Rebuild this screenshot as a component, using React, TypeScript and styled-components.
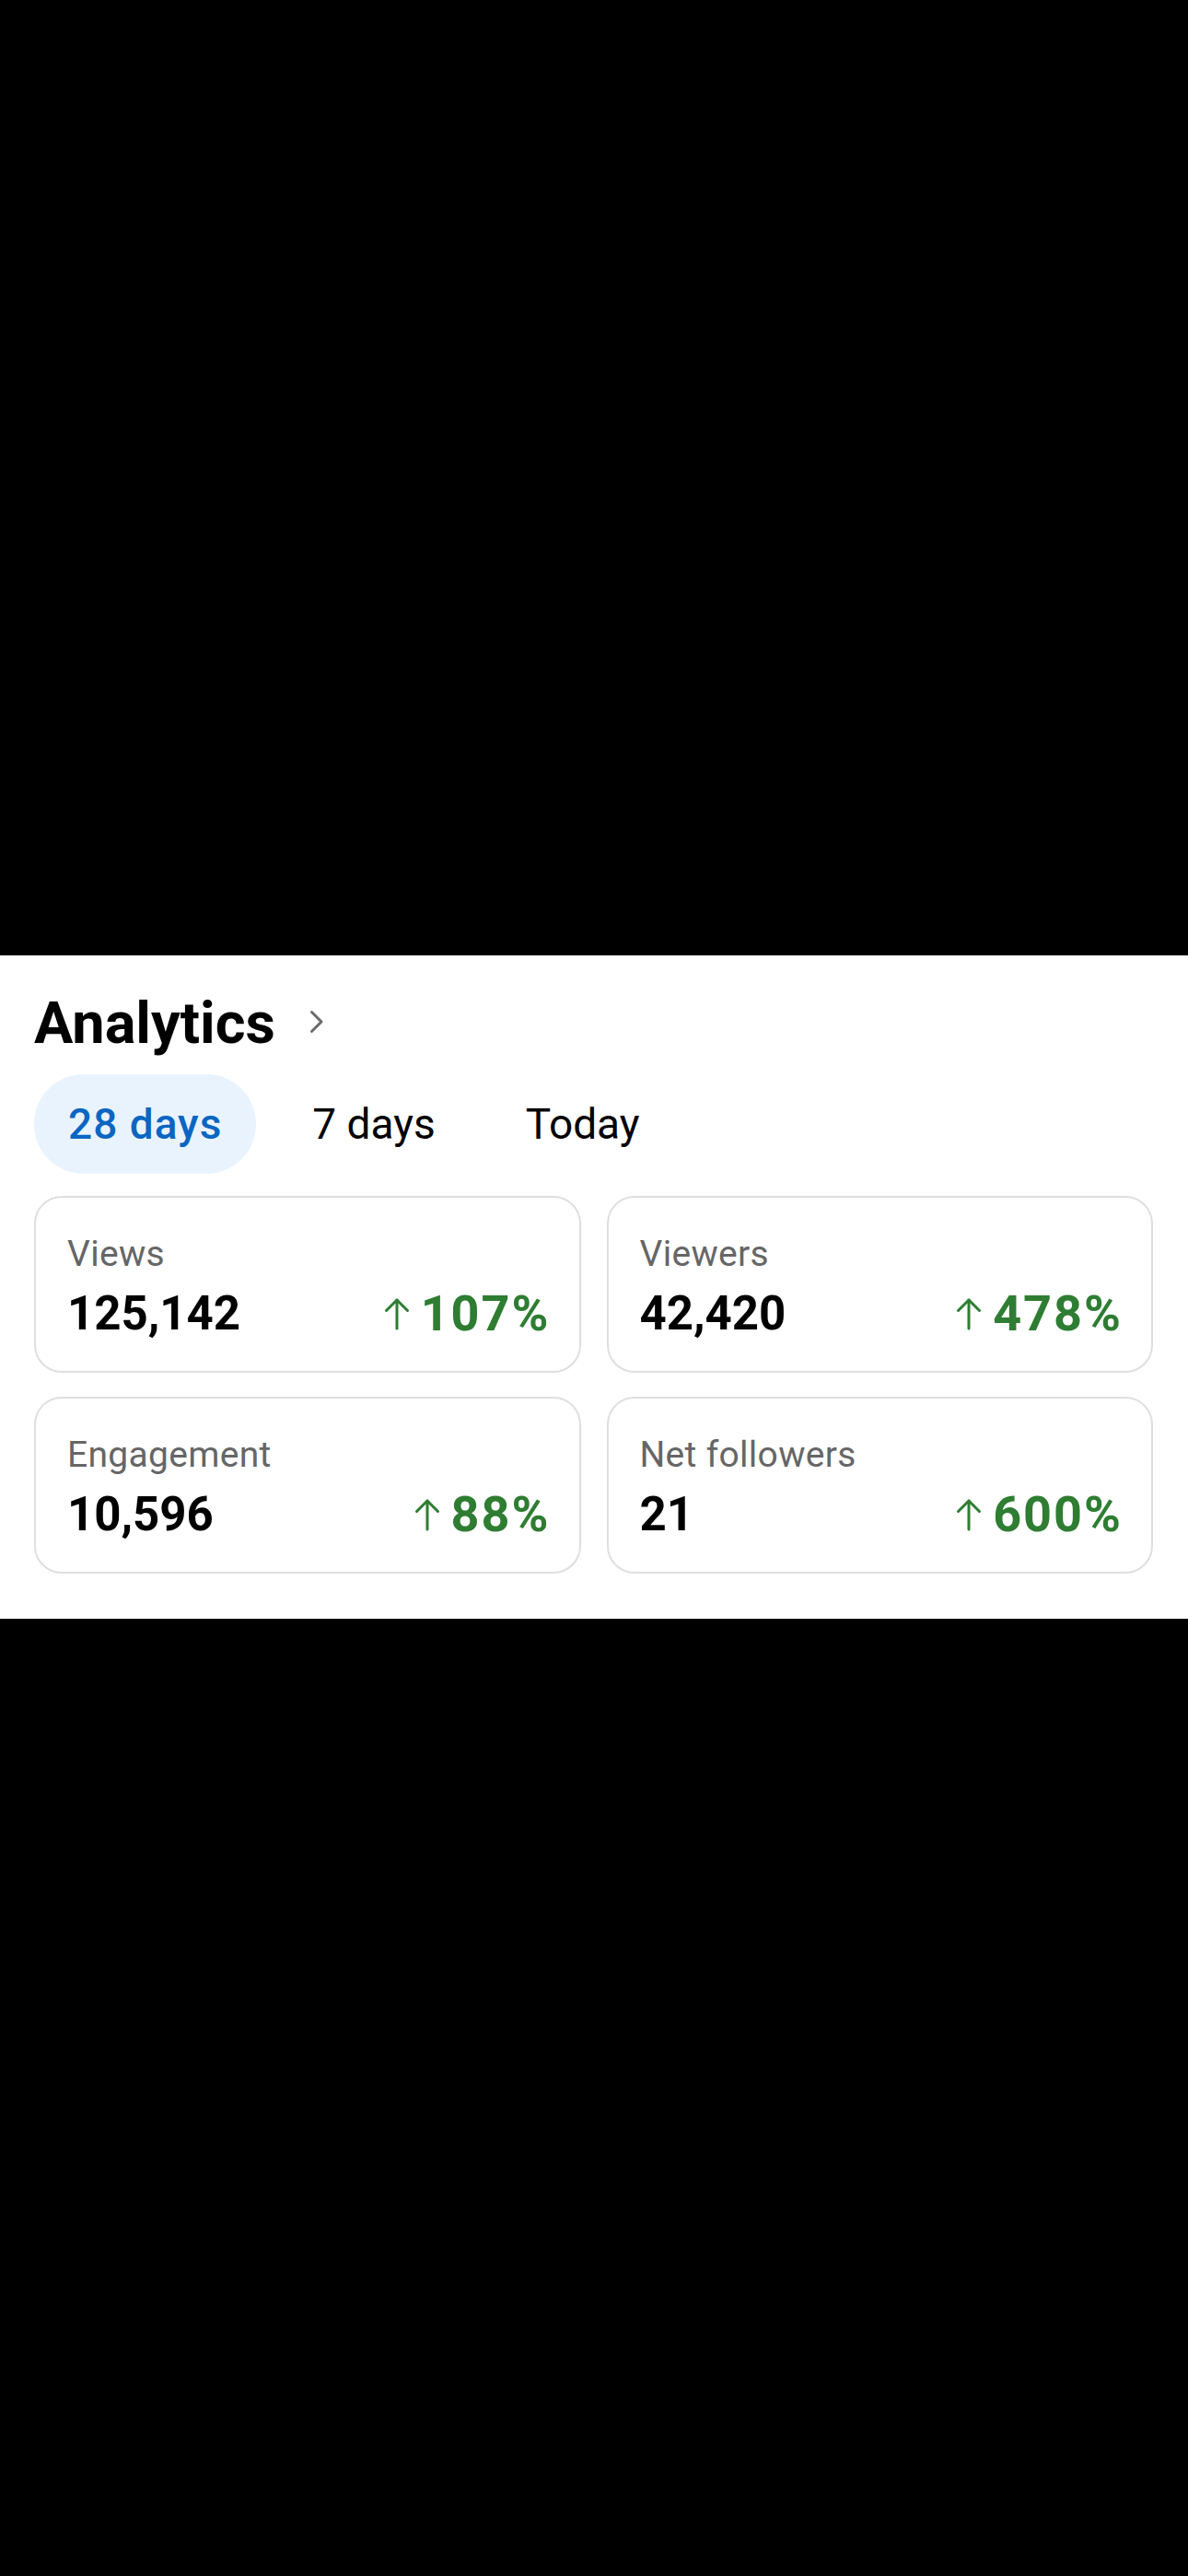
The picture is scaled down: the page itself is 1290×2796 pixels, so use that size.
import styled, { createGlobalStyle } from "styled-components";

const GlobalStyle = createGlobalStyle`
  html, body {
    margin: 0;
    padding: 0;
    background: #000;
  }
  body {
    font-family: Roboto, "Liberation Sans", sans-serif;
  }
`;

const Screen = styled.div`
  display: flex;
  flex-direction: column;
  min-height: 2796px;
  background: #000;
`;

const Spacer = styled.div`
  height: 1037px;
  flex-shrink: 0;
`;

const Panel = styled.section`
  background: #fff;
  padding: 37px 38px 49px 37px;
  display: flex;
  flex-direction: column;
`;

const TitleRow = styled.div`
  display: flex;
  align-items: center;
  gap: 37px;
  height: 74px;
`;

const Title = styled.h2`
  margin: 0;
  font-size: 63px;
  line-height: 74px;
  font-weight: 700;
  color: #000;
`;

const Chevron = styled.svg`
  width: 16px;
  height: 26px;
  margin-top: -4px;
`;

const Tabs = styled.div`
  display: flex;
  gap: 24px;
  margin-top: 18px;
`;

const Tab = styled.button<{ $active?: boolean }>`
  border: 0;
  height: 108px;
  padding: 0 37px;
  border-radius: 54px;
  font-family: inherit;
  font-size: 46px;
  letter-spacing: ${(p) => (p.$active ? "1px" : "0")};
  font-weight: ${(p) => (p.$active ? 500 : 400)};
  color: ${(p) => (p.$active ? "#0a66c2" : "#000")};
  background: ${(p) => (p.$active ? "#e9f3fd" : "transparent")};
  display: flex;
  align-items: center;
`;

const Grid = styled.div`
  display: grid;
  grid-template-columns: 1fr 1fr;
  column-gap: 28px;
  row-gap: 26px;
  margin-top: 24px;
`;

const Card = styled.div`
  height: 192px;
  box-sizing: border-box;
  border: 2px solid #dfdfdf;
  border-radius: 30px;
  padding: 38px 35px 0 34px;
  display: flex;
  flex-direction: column;
`;

const Label = styled.div`
  font-size: 39px;
  line-height: 46px;
  letter-spacing: 0.3px;
  color: #666;
`;

const ValueRow = styled.div`
  display: flex;
  align-items: center;
  justify-content: space-between;
  margin-top: 13px;
  height: 58px;
`;

const Value = styled.div`
  font-size: 51px;
  line-height: 58px;
  font-weight: 700;
  color: #000;
`;

const Change = styled.div`
  display: flex;
  align-items: center;
  gap: 11px;
  margin-right: -4px;
  font-size: 54px;
  line-height: 58px;
  letter-spacing: 2px;
  font-weight: 700;
  color: #2e7d32;
`;

const Arrow = styled.svg`
  width: 30px;
  height: 36px;
`;

const UpArrow = () => (
  <Arrow viewBox="0 0 30 36" fill="none" stroke="#2e7d32" strokeWidth="3" strokeLinecap="round" strokeLinejoin="round">
    <path d="M15 3 V34" />
    <path d="M3.5 14.5 L15 3 L26.5 14.5" />
  </Arrow>
);

const stats = [
  { label: "Views", value: "125,142", change: "107%" },
  { label: "Viewers", value: "42,420", change: "478%" },
  { label: "Engagement", value: "10,596", change: "88%" },
  { label: "Net followers", value: "21", change: "600%" },
];

export default function App() {
  return (
    <Screen>
      <GlobalStyle />
      <Spacer />
      <Panel>
        <TitleRow>
          <Title>Analytics</Title>
          <Chevron viewBox="0 0 16 26" fill="none" stroke="#6b6b6b" strokeWidth="3" strokeLinecap="round" strokeLinejoin="round">
            <path d="M2.5 2.5 L13 13 L2.5 23.5" />
          </Chevron>
        </TitleRow>
        <Tabs>
          <Tab $active>28 days</Tab>
          <Tab>7 days</Tab>
          <Tab>Today</Tab>
        </Tabs>
        <Grid>
          {stats.map((s) => (
            <Card key={s.label}>
              <Label>{s.label}</Label>
              <ValueRow>
                <Value>{s.value}</Value>
                <Change>
                  <UpArrow />
                  {s.change}
                </Change>
              </ValueRow>
            </Card>
          ))}
        </Grid>
      </Panel>
    </Screen>
  );
}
#####
→ Requirements: Among the lines of the material, find those that hold the word "size" and copy them.

→ Correct answer:
The picture is scaled down: the page itself is 1290×2796 pixels, so use that size.
  font-size: 63px;
  font-size: 46px;
  font-size: 39px;
  font-size: 51px;
  font-size: 54px;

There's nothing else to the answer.